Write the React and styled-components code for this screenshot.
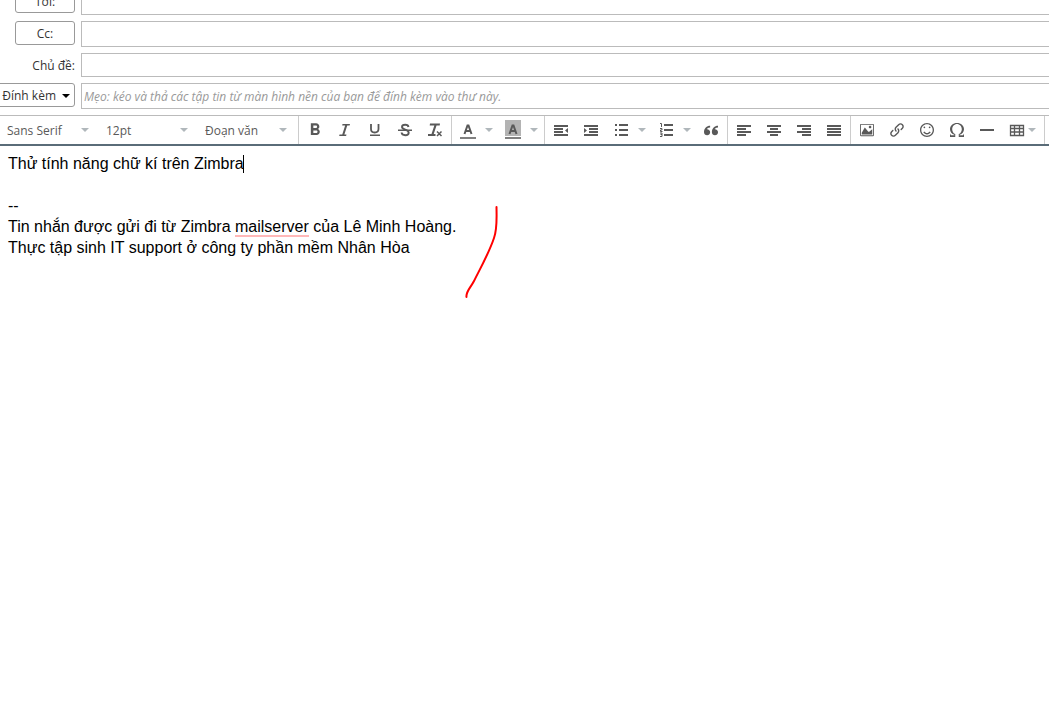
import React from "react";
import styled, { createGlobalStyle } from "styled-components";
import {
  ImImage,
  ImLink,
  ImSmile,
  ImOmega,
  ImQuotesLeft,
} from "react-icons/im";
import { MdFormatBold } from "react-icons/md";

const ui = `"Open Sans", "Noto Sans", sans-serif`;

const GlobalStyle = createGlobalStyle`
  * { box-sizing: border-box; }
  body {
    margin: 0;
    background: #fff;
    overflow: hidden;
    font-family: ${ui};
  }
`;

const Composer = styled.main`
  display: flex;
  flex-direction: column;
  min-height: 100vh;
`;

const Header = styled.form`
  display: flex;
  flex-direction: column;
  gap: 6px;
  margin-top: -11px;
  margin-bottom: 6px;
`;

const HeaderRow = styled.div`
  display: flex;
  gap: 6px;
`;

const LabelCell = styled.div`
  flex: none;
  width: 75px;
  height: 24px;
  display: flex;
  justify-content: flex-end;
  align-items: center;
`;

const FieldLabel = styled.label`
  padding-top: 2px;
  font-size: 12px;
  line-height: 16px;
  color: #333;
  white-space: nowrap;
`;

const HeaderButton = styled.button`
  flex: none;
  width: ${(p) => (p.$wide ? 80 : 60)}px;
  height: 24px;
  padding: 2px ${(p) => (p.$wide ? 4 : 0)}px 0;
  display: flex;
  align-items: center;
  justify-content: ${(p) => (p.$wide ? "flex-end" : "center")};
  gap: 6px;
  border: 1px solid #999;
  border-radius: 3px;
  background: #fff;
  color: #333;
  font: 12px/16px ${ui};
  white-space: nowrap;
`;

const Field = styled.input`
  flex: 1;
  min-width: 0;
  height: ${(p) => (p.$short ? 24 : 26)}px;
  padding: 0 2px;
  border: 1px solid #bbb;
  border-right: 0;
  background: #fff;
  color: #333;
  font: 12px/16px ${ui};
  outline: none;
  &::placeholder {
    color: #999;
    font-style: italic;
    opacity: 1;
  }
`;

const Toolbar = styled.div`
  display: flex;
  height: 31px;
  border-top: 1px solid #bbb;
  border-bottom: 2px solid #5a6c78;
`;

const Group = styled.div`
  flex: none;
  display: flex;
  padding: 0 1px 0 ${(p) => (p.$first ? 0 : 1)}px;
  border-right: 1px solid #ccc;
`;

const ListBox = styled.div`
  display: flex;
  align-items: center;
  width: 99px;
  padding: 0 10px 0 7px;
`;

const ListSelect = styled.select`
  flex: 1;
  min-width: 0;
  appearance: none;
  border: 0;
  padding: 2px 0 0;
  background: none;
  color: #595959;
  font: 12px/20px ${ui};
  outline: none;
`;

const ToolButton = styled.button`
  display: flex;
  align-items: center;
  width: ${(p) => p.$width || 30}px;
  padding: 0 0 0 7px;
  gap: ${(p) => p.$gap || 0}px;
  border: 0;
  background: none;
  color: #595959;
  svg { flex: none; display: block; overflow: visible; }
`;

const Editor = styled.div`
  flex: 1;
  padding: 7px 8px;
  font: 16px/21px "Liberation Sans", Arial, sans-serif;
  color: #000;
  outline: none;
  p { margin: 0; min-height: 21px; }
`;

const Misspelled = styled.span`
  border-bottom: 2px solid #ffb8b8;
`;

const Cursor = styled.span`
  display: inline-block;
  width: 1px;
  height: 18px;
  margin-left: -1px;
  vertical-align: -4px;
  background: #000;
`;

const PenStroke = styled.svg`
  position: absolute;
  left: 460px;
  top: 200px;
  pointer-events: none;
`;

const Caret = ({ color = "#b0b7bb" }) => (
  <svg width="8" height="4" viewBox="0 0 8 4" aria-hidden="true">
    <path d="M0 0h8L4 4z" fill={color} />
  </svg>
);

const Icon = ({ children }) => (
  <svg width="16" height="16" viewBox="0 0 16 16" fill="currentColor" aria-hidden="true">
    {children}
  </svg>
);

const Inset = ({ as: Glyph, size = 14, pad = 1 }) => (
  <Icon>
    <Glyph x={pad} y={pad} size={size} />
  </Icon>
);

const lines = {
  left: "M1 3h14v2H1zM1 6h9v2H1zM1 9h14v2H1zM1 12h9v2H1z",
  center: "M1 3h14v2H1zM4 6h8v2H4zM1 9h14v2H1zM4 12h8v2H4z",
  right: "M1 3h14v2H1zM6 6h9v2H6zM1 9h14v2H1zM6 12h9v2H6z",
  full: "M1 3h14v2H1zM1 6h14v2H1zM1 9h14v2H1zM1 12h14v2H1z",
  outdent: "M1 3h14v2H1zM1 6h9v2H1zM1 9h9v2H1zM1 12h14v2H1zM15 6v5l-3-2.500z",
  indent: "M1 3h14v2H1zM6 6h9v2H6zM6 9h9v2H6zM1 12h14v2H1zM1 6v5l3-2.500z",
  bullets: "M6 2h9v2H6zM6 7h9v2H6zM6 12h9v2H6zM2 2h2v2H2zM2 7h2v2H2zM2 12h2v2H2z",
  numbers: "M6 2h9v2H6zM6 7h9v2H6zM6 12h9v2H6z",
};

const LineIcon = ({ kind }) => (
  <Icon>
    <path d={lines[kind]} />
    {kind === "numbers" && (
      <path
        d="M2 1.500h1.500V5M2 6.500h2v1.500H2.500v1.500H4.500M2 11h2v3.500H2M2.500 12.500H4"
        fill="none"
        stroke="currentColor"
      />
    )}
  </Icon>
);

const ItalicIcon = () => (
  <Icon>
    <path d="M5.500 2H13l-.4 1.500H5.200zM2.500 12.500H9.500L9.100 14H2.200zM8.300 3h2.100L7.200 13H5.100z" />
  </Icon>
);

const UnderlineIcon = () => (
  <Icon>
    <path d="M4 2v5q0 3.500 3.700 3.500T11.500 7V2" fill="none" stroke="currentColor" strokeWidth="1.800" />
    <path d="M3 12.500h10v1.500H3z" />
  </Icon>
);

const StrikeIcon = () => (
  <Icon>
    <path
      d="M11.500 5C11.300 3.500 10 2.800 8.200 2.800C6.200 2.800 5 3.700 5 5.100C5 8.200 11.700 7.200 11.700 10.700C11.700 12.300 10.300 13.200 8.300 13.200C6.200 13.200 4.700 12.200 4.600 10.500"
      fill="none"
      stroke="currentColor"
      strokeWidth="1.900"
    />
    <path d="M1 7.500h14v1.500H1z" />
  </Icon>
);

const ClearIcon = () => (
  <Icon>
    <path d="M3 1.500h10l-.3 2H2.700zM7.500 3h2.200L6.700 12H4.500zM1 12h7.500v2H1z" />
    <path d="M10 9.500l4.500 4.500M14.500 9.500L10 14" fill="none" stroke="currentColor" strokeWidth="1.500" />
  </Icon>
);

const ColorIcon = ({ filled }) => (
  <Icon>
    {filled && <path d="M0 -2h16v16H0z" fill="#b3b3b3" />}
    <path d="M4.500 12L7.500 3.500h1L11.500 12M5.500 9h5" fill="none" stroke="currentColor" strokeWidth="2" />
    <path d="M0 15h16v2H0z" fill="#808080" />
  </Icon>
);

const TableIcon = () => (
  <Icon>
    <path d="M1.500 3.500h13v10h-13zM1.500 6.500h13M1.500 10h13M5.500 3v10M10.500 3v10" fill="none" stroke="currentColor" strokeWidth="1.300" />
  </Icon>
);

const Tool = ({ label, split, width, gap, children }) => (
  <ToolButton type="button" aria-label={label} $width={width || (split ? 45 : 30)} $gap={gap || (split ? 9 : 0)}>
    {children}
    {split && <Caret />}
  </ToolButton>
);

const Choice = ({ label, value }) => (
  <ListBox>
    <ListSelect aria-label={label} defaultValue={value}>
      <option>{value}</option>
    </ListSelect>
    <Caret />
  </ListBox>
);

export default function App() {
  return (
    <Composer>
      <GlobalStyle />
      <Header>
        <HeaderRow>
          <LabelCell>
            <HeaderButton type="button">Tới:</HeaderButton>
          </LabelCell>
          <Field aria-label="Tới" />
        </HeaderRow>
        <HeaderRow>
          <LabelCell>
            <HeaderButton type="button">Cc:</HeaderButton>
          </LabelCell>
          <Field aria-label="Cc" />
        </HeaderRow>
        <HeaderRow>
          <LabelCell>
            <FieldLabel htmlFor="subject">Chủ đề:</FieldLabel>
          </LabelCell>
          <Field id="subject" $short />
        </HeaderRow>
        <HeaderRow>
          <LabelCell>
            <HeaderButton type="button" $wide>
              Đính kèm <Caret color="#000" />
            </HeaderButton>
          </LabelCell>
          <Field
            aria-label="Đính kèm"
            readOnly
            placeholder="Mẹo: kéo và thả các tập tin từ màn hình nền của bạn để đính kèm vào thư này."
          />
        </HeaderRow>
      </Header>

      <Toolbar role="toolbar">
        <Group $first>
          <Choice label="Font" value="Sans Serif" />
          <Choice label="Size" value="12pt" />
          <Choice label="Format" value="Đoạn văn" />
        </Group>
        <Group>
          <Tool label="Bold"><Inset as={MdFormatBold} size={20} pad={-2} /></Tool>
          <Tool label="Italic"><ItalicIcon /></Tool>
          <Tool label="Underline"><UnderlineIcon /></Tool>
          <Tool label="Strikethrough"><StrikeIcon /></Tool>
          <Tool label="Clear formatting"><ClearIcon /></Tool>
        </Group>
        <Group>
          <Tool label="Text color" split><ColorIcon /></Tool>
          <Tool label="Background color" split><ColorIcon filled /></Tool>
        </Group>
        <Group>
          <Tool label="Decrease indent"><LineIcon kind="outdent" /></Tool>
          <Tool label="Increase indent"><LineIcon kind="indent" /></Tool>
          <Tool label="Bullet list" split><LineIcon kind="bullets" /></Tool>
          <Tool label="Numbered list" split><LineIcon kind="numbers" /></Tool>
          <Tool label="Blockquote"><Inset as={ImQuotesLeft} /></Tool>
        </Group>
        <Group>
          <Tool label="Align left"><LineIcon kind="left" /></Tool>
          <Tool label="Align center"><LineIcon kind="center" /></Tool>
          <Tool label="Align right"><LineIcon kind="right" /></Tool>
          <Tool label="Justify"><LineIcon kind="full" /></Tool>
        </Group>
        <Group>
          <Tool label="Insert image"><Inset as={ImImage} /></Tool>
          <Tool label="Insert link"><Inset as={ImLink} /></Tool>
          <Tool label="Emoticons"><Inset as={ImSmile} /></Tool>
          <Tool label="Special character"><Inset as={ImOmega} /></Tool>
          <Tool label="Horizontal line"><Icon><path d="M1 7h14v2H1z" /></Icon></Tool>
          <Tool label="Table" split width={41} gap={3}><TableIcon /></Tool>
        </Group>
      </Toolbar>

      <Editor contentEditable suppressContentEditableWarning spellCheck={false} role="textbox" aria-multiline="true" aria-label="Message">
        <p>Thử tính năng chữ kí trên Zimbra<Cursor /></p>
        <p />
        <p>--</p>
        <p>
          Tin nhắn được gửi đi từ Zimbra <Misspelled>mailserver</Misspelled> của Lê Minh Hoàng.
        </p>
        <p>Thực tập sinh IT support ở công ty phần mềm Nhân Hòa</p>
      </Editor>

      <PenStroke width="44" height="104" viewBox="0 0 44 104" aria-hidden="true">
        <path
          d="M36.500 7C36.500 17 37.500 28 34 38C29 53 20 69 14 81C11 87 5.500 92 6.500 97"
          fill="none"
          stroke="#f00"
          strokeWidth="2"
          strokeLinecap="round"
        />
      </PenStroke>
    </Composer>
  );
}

DIRECTIVE →
Return every line above in which the string "components" occurs.

FINAL RESULT →
Write the React and styled-components code for this screenshot.
import styled, { createGlobalStyle } from "styled-components";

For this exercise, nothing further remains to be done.